3. Somewhere Out There
本作の代表曲であり、OLPのキャリアの中でも最もヒットしたシングルの一つ。壮大なメロディとエモーショナルな歌詞が特徴で、バラード調ながらもパワフルなサウンドが展開される。
4. Innocent
「Somewhere Out There」と並ぶシングル曲で、青春や無邪気さをテーマにしたノスタルジックな歌詞が印象的。ミッドテンポの楽曲ながら、サビの盛り上がりが強く、キャッチーなメロディが魅力。
5. Made of Steel
ストレートなロックサウンドに、エモーショナルな歌詞を乗せた楽曲。ギターリフがシンプルながらも力強く、バンドの新たなスタイルを象徴する一曲。
6. Not Enough
静かなイントロから、徐々に盛り上がる構成が特徴的なバラード。
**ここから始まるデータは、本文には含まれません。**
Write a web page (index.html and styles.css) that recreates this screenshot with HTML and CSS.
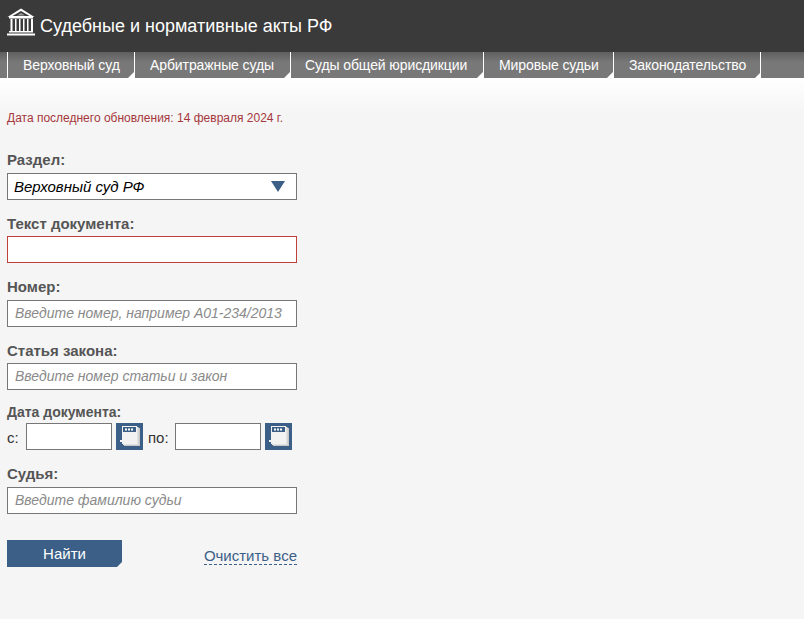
FILE: index.html
```html
<!DOCTYPE html>
<html lang="ru">
<head>
<meta charset="utf-8">
<title>Судебные и нормативные акты РФ</title>
<link rel="stylesheet" href="styles.css">
</head>
<body>
<header class="top">
  <svg class="logo" width="28" height="28" viewBox="0 0 28 28" aria-hidden="true">
    <path d="M14 .5 27.5 9H.5Z" fill="#fff"/>
    <path d="M14 3 22.5 8H5.500Z" fill="#3a3a3a"/>
    <path d="M14 5 18 7.500H10Z" fill="#fff" opacity=".5"/>
    <rect x="2" y="9" width="24" height="1.500" fill="#fff"/>
    <g fill="#fff">
      <rect x="3.500" y="11" width="2" height="12"/>
      <rect x="8" y="11" width="1.500" height="12"/>
      <rect x="12" y="11" width="1.500" height="12"/>
      <rect x="16" y="11" width="1.500" height="12"/>
      <rect x="20" y="11" width="1.500" height="12"/>
      <rect x="24" y="11" width="2" height="12"/>
      <rect x="2" y="23" width="24" height="1.500"/>
      <rect x="0" y="25.500" width="28" height="2"/>
    </g>
  </svg>
  <h1 class="title">Судебные и нормативные акты РФ</h1>
</header>
<nav class="nav">
  <a class="tab tab-1">Верховный суд</a>
  <a class="tab tab-2">Арбитражные суды</a>
  <a class="tab tab-3">Суды общей юрисдикции</a>
  <a class="tab tab-4">Мировые судьи</a>
  <a class="tab tab-5">Законодательство</a>
</nav>
<main class="content">
  <p class="updated">Дата последнего обновления: 14 февраля 2024 г.</p>
  <form class="form">
    <div class="field field-first">
      <label class="label">Раздел:</label>
      <div class="box select">
        <span>Верховный суд РФ</span>
        <svg class="arrow" width="14" height="11" viewBox="0 0 14 11" aria-hidden="true"><path d="M0 0H14L7 11Z" fill="#3b5f87"/></svg>
      </div>
    </div>
    <div class="field">
      <label class="label label-low">Текст документа:</label>
      <input class="box input input-red" type="text">
    </div>
    <div class="field field-wide">
      <label class="label">Номер:</label>
      <input class="box input" type="text" placeholder="Введите номер, например А01-234/2013">
    </div>
    <div class="field">
      <label class="label label-low">Статья закона:</label>
      <input class="box input" type="text" placeholder="Введите номер статьи и закон">
    </div>
    <div class="field field-date">
      <label class="label label-small label-low">Дата документа:</label>
      <div class="dates">
        <span class="date-from">с:</span>
        <input class="box date-input" type="text">
        <button class="cal" type="button" aria-label="Календарь">
          <svg width="27" height="27" viewBox="0 0 27 27" aria-hidden="true">
            <path d="M8 5H24V23H8Z" fill="#c8c8c8"/>
            <path d="M7 4H22.500V22H7Z" fill="#e2e2e2"/>
            <path d="M6 3H21V21H6V19H4V17H6Z" fill="#f2f2f2"/>
            <path d="M7 4H20V9H7Z" fill="#3b5f87"/>
            <path d="M9 5.500H11V7.500H9ZM12 5.500H14V7.500H12ZM15 5.500H17V7.500H15Z" fill="#fff"/>
          </svg>
        </button>
        <span class="date-to">по:</span>
        <input class="box date-input" type="text">
        <button class="cal" type="button" aria-label="Календарь">
          <svg width="27" height="27" viewBox="0 0 27 27" aria-hidden="true">
            <path d="M8 5H24V23H8Z" fill="#c8c8c8"/>
            <path d="M7 4H22.500V22H7Z" fill="#e2e2e2"/>
            <path d="M6 3H21V21H6V19H4V17H6Z" fill="#f2f2f2"/>
            <path d="M7 4H20V9H7Z" fill="#3b5f87"/>
            <path d="M9 5.500H11V7.500H9ZM12 5.500H14V7.500H12ZM15 5.500H17V7.500H15Z" fill="#fff"/>
          </svg>
        </button>
      </div>
    </div>
    <div class="field field-wide">
      <label class="label">Судья:</label>
      <input class="box input" type="text" placeholder="Введите фамилию судьи">
    </div>
    <div class="actions">
      <button class="find" type="button">Найти</button>
      <a class="clear">Очистить все</a>
    </div>
  </form>
</main>
</body>
</html>
```

FILE: styles.css
```css
* { box-sizing: border-box; }
html, body { margin: 0; height: 100%; }
body {
  font-family: "Liberation Sans", Arial, sans-serif;
  background: #f5f5f5;
  overflow: hidden;
}
.top {
  height: 52px;
  background: #3a3a3a;
  display: flex;
  align-items: flex-start;
  padding: 8px 0 0 7px;
}
.logo { flex: none; }
.title {
  margin: 8px 0 0 5px;
  font-size: 18px;
  line-height: 20px;
  font-weight: normal;
  color: #fff;
}
.nav {
  height: 26px;
  display: flex;
  padding-left: 7px;
  background: linear-gradient(#5f5f5f, #787878 40%);
}
.tab {
  position: relative;
  height: 26px;
  border-left: 1px solid #fff;
  color: #fff;
  font-size: 14px;
  line-height: 26px;
  letter-spacing: -0.1px;
  white-space: nowrap;
  padding-left: 15px;
}
.tab::after {
  content: "";
  position: absolute;
  right: 0;
  bottom: 0;
  border-style: solid;
  border-width: 0 0 6px 6px;
  border-color: transparent transparent #fff transparent;
}
.tab-1 { width: 127px; }
.tab-2 { width: 156px; }
.tab-3 { width: 193px; padding-left: 14px; }
.tab-4 { width: 130px; }
.tab-5 { width: 148px; border-right: 1px solid #fff; }
.tab-5::after { right: -1px; }
.content {
  height: 541px;
  padding: 0 7px;
  background: linear-gradient(#fff, #f5f5f5 36px);
}
.updated {
  margin: 0;
  padding-top: 33px;
  font-size: 12px;
  line-height: 14px;
  color: #a5373c;
}
.form { width: 290px; }
.field { margin-top: 15px; }
.field-first { margin-top: 27px; }
.field-wide { margin-top: 16px; }
.field-date { margin-top: 13px; }
.label {
  display: block;
  font-size: 15px;
  line-height: 16px;
  font-weight: bold;
  color: #555;
  margin-bottom: 5px;
}
.label-low { padding-top: 1px; margin-bottom: 4px; }
.label-small { font-size: 14px; }
.box {
  height: 27px;
  border: 1px solid #777;
  background: #fff;
  border-radius: 0;
  font-family: inherit;
  font-size: 14px;
}
.select {
  width: 290px;
  display: flex;
  align-items: center;
  justify-content: space-between;
  padding: 0 11px 0 6px;
  font-size: 15px;
  font-style: italic;
  color: #000;
}
.input {
  display: block;
  width: 290px;
  padding: 0 7px 2px;
  font-style: italic;
  outline: none;
}
.input::placeholder { color: #8a8a8a; opacity: 1; }
.input-red { border-color: #c0403c; }
.dates {
  display: flex;
  align-items: center;
  font-size: 15px;
  color: #333;
  margin-top: -1px;
}
.date-from { width: 19px; padding-top: 2px; }
.date-to { width: 27px; margin-left: 5px; padding-top: 2px; }
.date-input { width: 86px; outline: none; padding: 0 4px; }
.cal {
  width: 27px;
  height: 27px;
  margin-left: 4px;
  padding: 0;
  border: 0;
  background: #3b5f87;
  display: block;
}
.cal svg { display: block; }
.actions {
  display: flex;
  justify-content: space-between;
  align-items: flex-start;
  margin-top: 26px;
}
.find {
  width: 115px;
  height: 27px;
  padding: 0;
  border: 0;
  background: #3b5f87;
  color: #fff;
  font-family: inherit;
  font-size: 15px;
  clip-path: polygon(0 0, 100% 0, 100% 22px, 110px 100%, 0 100%);
}
.clear {
  margin-top: 8px;
  font-size: 15px;
  line-height: 16px;
  color: #3b5f87;
  border-bottom: 1px dashed #3b5f87;
}
```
メロディの美しさと歌詞の切なさが融合し、OLPの叙情的な側面を強く感じさせる楽曲。
7. Sell My Soul
ゆったりとしたテンポのミディアムナンバーで、落ち着いた雰囲気が印象的。歌詞は自己探求や人生の意味を問う内容となっており、バンドの哲学的な側面も表れている。
8. Sorry
アップテンポなロックナンバーで、エネルギッシュなギターリフとキャッチーなメロディが融合した楽曲。ライブ映えするナンバーの一つ。
9. Bring Back the Sun
アルバムの中でも特に内省的な楽曲で、アコースティックな要素を取り入れたバラード。静かなイントロから徐々に高揚する展開が感動的。
10. A Story About a Girl
アルバムのラストを飾る楽曲で、シンプルながらもエモーショナルなメロディが印象的。アルバム全体のテーマをまとめるような、ポジティブなメッセージが込められている。
総評
Gravityは、Our Lady Peaceの音楽性が大きく変化した作品であり、よりシンプルでキャッチーなロックサウンドへとシフトしたアルバムである。これまでの実験的なアプローチを抑え、ボブ・ロックのプロダクションによるタイトでクリーンなサウンドメイクが施されたことで、より洗練されたロックアルバムに仕上がっている。
特に「Somewhere Out There」「Innocent」「Not Enough」は、バンドのキャリアの中でも最もポピュラーな楽曲となり、OLPの新たなリスナー層を獲得するきっかけとなった。一方で、初期のファンにとっては、これまでの複雑なリズムや実験的なアレンジが減少し、よりメインストリーム向けのサウンドになったことに賛否が分かれる作品でもある。
とはいえ、2000年代初頭のポストグランジ/オルタナティブ・ロックの中でも、メロディアスで力強いサウンドを持つ作品として、今なお聴く価値のあるアルバムであり、バンドの新たな方向性を示した重要な作品である。
おすすめアルバム
- Our Lady Peace – Spiritual Machines (2000)
- より実験的でコンセプチュアルな要素を含んだ前作。初期OLPのスタイルを楽しみたい人におすすめ。
- Goo Goo Dolls – Dizzy Up the Girl (1998)
- メロディアスなオルタナティブ・ロックとエモーショナルなバラードが共通点。
- Live – V (2001)
- 90年代のオルタナティブ・ロックをポップな方向へシフトさせた作品で、Gravityと似た変化を遂げたアルバム。
- Creed – Weathered (2001)
- 2000年代初頭のポストグランジの代表作。ヘヴィでありながらもキャッチーな要素がOLPと共通する。
- 3 Doors Down – Away from the Sun (2002)
- シンプルでキャッチーなオルタナティブ・ロックが特徴。OLPのGravityと同時期のサウンドを体感できる。